Case Snapshot: FinTech Platform Team
A 12‑person squad building a payments API introduced one‑word checkout at every stand‑up and planning session. Within six weeks:
- Average user‑story clarification time fell from three days to same day.
- Reopened tickets dropped by 18% quarter over quarter.
- Team eNPS rose from 54 to 68, driven by higher psychological safety scores.
The engineering manager noted: “When two people said ‘confused’ back‑to‑back, we paused, clarified the acceptance criteria, and avoided a sprint’s worth of backtracking.”
Tips to Keep It Sharp
- Ban Repeat Words in the same round to encourage thoughtful reflection.
- Watch for Outliers. A single “frustrated” amid nine “aligned” words is a gift; dig in privately.
- Avoid Judgment during the round. Follow‑up happens after, not during checkout.

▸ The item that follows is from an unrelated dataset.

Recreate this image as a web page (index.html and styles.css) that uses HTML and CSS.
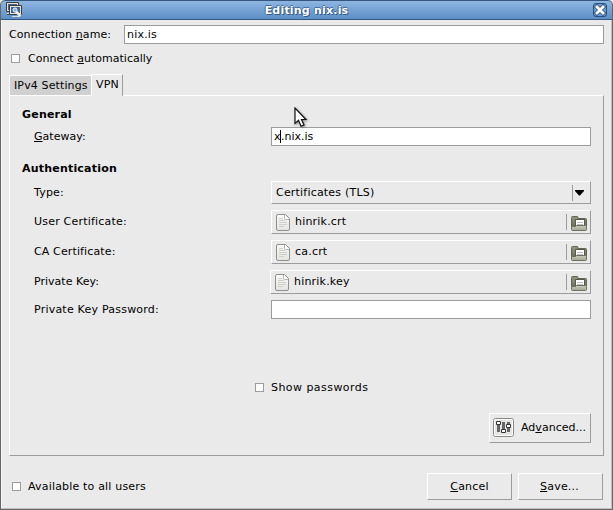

Alternatives to One‑Word Checkout
If the one‑word checkout feels forced or does not fit the meeting style, consider other concise alignment rituals. A Fist to Five vote lets participants raise zero to five fingers to show confidence in a decision; low scores prompt clarification. A traffic‑light round—green, yellow, red—quickly signals risk and readiness. A Plus/Delta close captures one positive and one improvement idea from everyone, fueling continuous improvement without a full retrospective. Choose the ritual that best matches your team’s culture, time constraints, and psychological safety level.
Thoughts
Complexity in product development rarely explodes all at once. It seeps in through unclear requirements, unvoiced concerns, and meetings that end without closure. The one‑word checkout is a two‑minute ritual that uncovers hidden complexity, strengthens alignment, and keeps product momentum high. Small habit, big payoff.
Try it out
Try the ritual in your next roadmap meeting. Collect the words for a month and review the patterns with your team. You will likely find faster decisions, fewer surprises, and a clearer path to shipping great products.